== Stored data ==
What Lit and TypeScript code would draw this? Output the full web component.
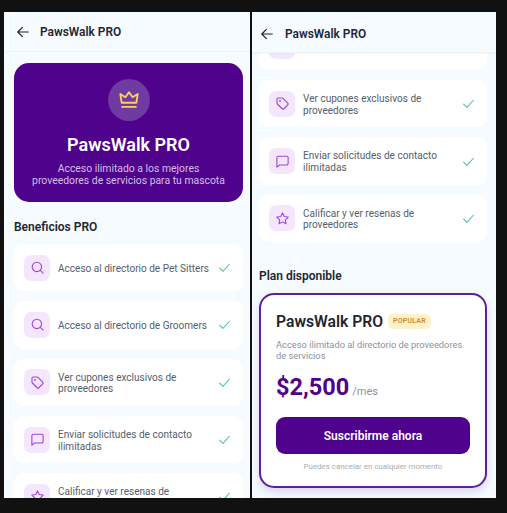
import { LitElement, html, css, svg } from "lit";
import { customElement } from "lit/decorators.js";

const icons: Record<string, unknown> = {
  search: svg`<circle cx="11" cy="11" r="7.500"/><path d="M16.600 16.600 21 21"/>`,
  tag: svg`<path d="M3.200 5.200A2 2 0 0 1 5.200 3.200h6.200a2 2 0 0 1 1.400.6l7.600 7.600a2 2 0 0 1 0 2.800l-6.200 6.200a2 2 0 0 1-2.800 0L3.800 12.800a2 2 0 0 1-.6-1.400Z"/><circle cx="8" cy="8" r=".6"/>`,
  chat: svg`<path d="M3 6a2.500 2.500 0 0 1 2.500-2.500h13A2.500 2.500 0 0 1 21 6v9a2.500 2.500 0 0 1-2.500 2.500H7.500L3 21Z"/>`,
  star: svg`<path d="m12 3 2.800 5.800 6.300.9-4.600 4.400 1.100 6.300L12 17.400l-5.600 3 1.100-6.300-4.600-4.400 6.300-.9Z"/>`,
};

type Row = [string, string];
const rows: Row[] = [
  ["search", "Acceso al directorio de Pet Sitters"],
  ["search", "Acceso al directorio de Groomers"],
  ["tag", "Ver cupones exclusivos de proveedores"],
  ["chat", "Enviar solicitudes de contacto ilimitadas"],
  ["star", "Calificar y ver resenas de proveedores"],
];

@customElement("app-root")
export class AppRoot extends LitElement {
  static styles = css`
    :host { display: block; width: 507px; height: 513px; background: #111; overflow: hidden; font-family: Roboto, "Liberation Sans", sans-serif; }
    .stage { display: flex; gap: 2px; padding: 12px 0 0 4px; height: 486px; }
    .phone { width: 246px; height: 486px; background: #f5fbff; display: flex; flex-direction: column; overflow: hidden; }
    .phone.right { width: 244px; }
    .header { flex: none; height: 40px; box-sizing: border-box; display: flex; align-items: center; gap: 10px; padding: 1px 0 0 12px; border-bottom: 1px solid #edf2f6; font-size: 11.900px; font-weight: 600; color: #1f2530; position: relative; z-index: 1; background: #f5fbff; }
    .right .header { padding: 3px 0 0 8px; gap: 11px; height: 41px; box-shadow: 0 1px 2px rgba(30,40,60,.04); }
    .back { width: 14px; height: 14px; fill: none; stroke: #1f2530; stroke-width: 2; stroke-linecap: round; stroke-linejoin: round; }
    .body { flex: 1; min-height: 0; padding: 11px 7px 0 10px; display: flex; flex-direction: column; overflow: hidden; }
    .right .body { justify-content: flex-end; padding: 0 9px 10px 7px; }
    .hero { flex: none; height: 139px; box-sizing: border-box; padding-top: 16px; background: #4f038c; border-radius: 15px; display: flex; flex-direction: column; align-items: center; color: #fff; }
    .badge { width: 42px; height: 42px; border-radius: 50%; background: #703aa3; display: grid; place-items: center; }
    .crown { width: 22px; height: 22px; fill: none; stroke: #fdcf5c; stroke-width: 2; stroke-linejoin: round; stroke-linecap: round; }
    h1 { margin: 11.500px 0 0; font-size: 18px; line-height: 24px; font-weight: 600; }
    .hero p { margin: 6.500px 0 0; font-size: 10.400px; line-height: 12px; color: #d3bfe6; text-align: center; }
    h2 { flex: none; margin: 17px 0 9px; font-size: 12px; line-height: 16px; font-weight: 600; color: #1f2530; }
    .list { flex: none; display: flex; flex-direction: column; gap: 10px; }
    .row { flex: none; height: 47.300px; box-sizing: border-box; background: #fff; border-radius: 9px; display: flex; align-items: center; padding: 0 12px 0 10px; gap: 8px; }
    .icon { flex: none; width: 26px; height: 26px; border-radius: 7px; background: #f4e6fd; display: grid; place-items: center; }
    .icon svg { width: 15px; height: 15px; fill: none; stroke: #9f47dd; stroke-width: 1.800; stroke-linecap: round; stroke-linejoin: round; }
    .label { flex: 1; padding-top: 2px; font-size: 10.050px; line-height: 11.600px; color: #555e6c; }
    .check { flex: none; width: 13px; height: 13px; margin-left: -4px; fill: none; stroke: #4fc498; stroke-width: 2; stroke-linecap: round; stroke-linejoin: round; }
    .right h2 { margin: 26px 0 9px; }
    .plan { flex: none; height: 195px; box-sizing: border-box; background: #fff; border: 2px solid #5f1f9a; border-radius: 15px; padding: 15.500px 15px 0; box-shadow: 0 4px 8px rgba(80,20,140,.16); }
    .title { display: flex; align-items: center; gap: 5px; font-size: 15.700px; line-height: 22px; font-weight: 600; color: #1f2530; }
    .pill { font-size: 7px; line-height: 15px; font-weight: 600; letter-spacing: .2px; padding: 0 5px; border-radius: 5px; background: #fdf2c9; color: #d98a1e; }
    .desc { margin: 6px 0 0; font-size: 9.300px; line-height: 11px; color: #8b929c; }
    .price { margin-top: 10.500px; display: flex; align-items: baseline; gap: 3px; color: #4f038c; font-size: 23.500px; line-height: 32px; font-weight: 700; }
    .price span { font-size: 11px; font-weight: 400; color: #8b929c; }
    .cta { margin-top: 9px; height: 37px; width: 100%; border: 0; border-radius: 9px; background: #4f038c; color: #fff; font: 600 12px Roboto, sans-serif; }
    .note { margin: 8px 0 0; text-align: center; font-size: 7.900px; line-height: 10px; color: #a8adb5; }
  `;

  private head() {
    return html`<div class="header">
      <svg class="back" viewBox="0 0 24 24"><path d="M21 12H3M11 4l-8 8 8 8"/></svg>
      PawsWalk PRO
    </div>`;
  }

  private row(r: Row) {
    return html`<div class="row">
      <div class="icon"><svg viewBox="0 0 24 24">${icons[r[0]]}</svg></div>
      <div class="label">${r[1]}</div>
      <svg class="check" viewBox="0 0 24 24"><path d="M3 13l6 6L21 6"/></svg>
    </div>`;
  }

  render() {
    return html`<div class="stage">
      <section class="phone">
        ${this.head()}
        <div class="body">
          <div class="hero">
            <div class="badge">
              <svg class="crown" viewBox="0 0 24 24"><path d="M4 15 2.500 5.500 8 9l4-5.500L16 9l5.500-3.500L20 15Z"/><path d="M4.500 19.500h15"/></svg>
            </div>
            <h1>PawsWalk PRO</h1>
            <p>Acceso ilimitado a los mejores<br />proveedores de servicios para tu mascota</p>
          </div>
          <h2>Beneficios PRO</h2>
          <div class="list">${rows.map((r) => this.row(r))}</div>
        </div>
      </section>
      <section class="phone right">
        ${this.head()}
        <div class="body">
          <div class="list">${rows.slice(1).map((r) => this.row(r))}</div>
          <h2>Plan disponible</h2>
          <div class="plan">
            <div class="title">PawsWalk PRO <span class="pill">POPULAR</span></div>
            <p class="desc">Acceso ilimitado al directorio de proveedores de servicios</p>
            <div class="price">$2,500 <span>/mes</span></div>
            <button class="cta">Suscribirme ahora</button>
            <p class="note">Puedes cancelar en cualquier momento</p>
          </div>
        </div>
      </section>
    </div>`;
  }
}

== Aim ==
Reproduce the full listing above verbatim, with no pictures included.

== Problem solution ==
What Lit and TypeScript code would draw this? Output the full web component.
import { LitElement, html, css, svg } from "lit";
import { customElement } from "lit/decorators.js";

const icons: Record<string, unknown> = {
  search: svg`<circle cx="11" cy="11" r="7.500"/><path d="M16.600 16.600 21 21"/>`,
  tag: svg`<path d="M3.200 5.200A2 2 0 0 1 5.200 3.200h6.200a2 2 0 0 1 1.400.6l7.600 7.600a2 2 0 0 1 0 2.800l-6.200 6.200a2 2 0 0 1-2.800 0L3.800 12.800a2 2 0 0 1-.6-1.400Z"/><circle cx="8" cy="8" r=".6"/>`,
  chat: svg`<path d="M3 6a2.500 2.500 0 0 1 2.500-2.500h13A2.500 2.500 0 0 1 21 6v9a2.500 2.500 0 0 1-2.500 2.500H7.500L3 21Z"/>`,
  star: svg`<path d="m12 3 2.800 5.800 6.300.9-4.600 4.400 1.100 6.300L12 17.400l-5.600 3 1.100-6.300-4.600-4.400 6.300-.9Z"/>`,
};

type Row = [string, string];
const rows: Row[] = [
  ["search", "Acceso al directorio de Pet Sitters"],
  ["search", "Acceso al directorio de Groomers"],
  ["tag", "Ver cupones exclusivos de proveedores"],
  ["chat", "Enviar solicitudes de contacto ilimitadas"],
  ["star", "Calificar y ver resenas de proveedores"],
];

@customElement("app-root")
export class AppRoot extends LitElement {
  static styles = css`
    :host { display: block; width: 507px; height: 513px; background: #111; overflow: hidden; font-family: Roboto, "Liberation Sans", sans-serif; }
    .stage { display: flex; gap: 2px; padding: 12px 0 0 4px; height: 486px; }
    .phone { width: 246px; height: 486px; background: #f5fbff; display: flex; flex-direction: column; overflow: hidden; }
    .phone.right { width: 244px; }
    .header { flex: none; height: 40px; box-sizing: border-box; display: flex; align-items: center; gap: 10px; padding: 1px 0 0 12px; border-bottom: 1px solid #edf2f6; font-size: 11.900px; font-weight: 600; color: #1f2530; position: relative; z-index: 1; background: #f5fbff; }
    .right .header { padding: 3px 0 0 8px; gap: 11px; height: 41px; box-shadow: 0 1px 2px rgba(30,40,60,.04); }
    .back { width: 14px; height: 14px; fill: none; stroke: #1f2530; stroke-width: 2; stroke-linecap: round; stroke-linejoin: round; }
    .body { flex: 1; min-height: 0; padding: 11px 7px 0 10px; display: flex; flex-direction: column; overflow: hidden; }
    .right .body { justify-content: flex-end; padding: 0 9px 10px 7px; }
    .hero { flex: none; height: 139px; box-sizing: border-box; padding-top: 16px; background: #4f038c; border-radius: 15px; display: flex; flex-direction: column; align-items: center; color: #fff; }
    .badge { width: 42px; height: 42px; border-radius: 50%; background: #703aa3; display: grid; place-items: center; }
    .crown { width: 22px; height: 22px; fill: none; stroke: #fdcf5c; stroke-width: 2; stroke-linejoin: round; stroke-linecap: round; }
    h1 { margin: 11.500px 0 0; font-size: 18px; line-height: 24px; font-weight: 600; }
    .hero p { margin: 6.500px 0 0; font-size: 10.400px; line-height: 12px; color: #d3bfe6; text-align: center; }
    h2 { flex: none; margin: 17px 0 9px; font-size: 12px; line-height: 16px; font-weight: 600; color: #1f2530; }
    .list { flex: none; display: flex; flex-direction: column; gap: 10px; }
    .row { flex: none; height: 47.300px; box-sizing: border-box; background: #fff; border-radius: 9px; display: flex; align-items: center; padding: 0 12px 0 10px; gap: 8px; }
    .icon { flex: none; width: 26px; height: 26px; border-radius: 7px; background: #f4e6fd; display: grid; place-items: center; }
    .icon svg { width: 15px; height: 15px; fill: none; stroke: #9f47dd; stroke-width: 1.800; stroke-linecap: round; stroke-linejoin: round; }
    .label { flex: 1; padding-top: 2px; font-size: 10.050px; line-height: 11.600px; color: #555e6c; }
    .check { flex: none; width: 13px; height: 13px; margin-left: -4px; fill: none; stroke: #4fc498; stroke-width: 2; stroke-linecap: round; stroke-linejoin: round; }
    .right h2 { margin: 26px 0 9px; }
    .plan { flex: none; height: 195px; box-sizing: border-box; background: #fff; border: 2px solid #5f1f9a; border-radius: 15px; padding: 15.500px 15px 0; box-shadow: 0 4px 8px rgba(80,20,140,.16); }
    .title { display: flex; align-items: center; gap: 5px; font-size: 15.700px; line-height: 22px; font-weight: 600; color: #1f2530; }
    .pill { font-size: 7px; line-height: 15px; font-weight: 600; letter-spacing: .2px; padding: 0 5px; border-radius: 5px; background: #fdf2c9; color: #d98a1e; }
    .desc { margin: 6px 0 0; font-size: 9.300px; line-height: 11px; color: #8b929c; }
    .price { margin-top: 10.500px; display: flex; align-items: baseline; gap: 3px; color: #4f038c; font-size: 23.500px; line-height: 32px; font-weight: 700; }
    .price span { font-size: 11px; font-weight: 400; color: #8b929c; }
    .cta { margin-top: 9px; height: 37px; width: 100%; border: 0; border-radius: 9px; background: #4f038c; color: #fff; font: 600 12px Roboto, sans-serif; }
    .note { margin: 8px 0 0; text-align: center; font-size: 7.900px; line-height: 10px; color: #a8adb5; }
  `;

  private head() {
    return html`<div class="header">
      <svg class="back" viewBox="0 0 24 24"><path d="M21 12H3M11 4l-8 8 8 8"/></svg>
      PawsWalk PRO
    </div>`;
  }

  private row(r: Row) {
    return html`<div class="row">
      <div class="icon"><svg viewBox="0 0 24 24">${icons[r[0]]}</svg></div>
      <div class="label">${r[1]}</div>
      <svg class="check" viewBox="0 0 24 24"><path d="M3 13l6 6L21 6"/></svg>
    </div>`;
  }

  render() {
    return html`<div class="stage">
      <section class="phone">
        ${this.head()}
        <div class="body">
          <div class="hero">
            <div class="badge">
              <svg class="crown" viewBox="0 0 24 24"><path d="M4 15 2.500 5.500 8 9l4-5.500L16 9l5.500-3.500L20 15Z"/><path d="M4.500 19.500h15"/></svg>
            </div>
            <h1>PawsWalk PRO</h1>
            <p>Acceso ilimitado a los mejores<br />proveedores de servicios para tu mascota</p>
          </div>
          <h2>Beneficios PRO</h2>
          <div class="list">${rows.map((r) => this.row(r))}</div>
        </div>
      </section>
      <section class="phone right">
        ${this.head()}
        <div class="body">
          <div class="list">${rows.slice(1).map((r) => this.row(r))}</div>
          <h2>Plan disponible</h2>
          <div class="plan">
            <div class="title">PawsWalk PRO <span class="pill">POPULAR</span></div>
            <p class="desc">Acceso ilimitado al directorio de proveedores de servicios</p>
            <div class="price">$2,500 <span>/mes</span></div>
            <button class="cta">Suscribirme ahora</button>
            <p class="note">Puedes cancelar en cualquier momento</p>
          </div>
        </div>
      </section>
    </div>`;
  }
}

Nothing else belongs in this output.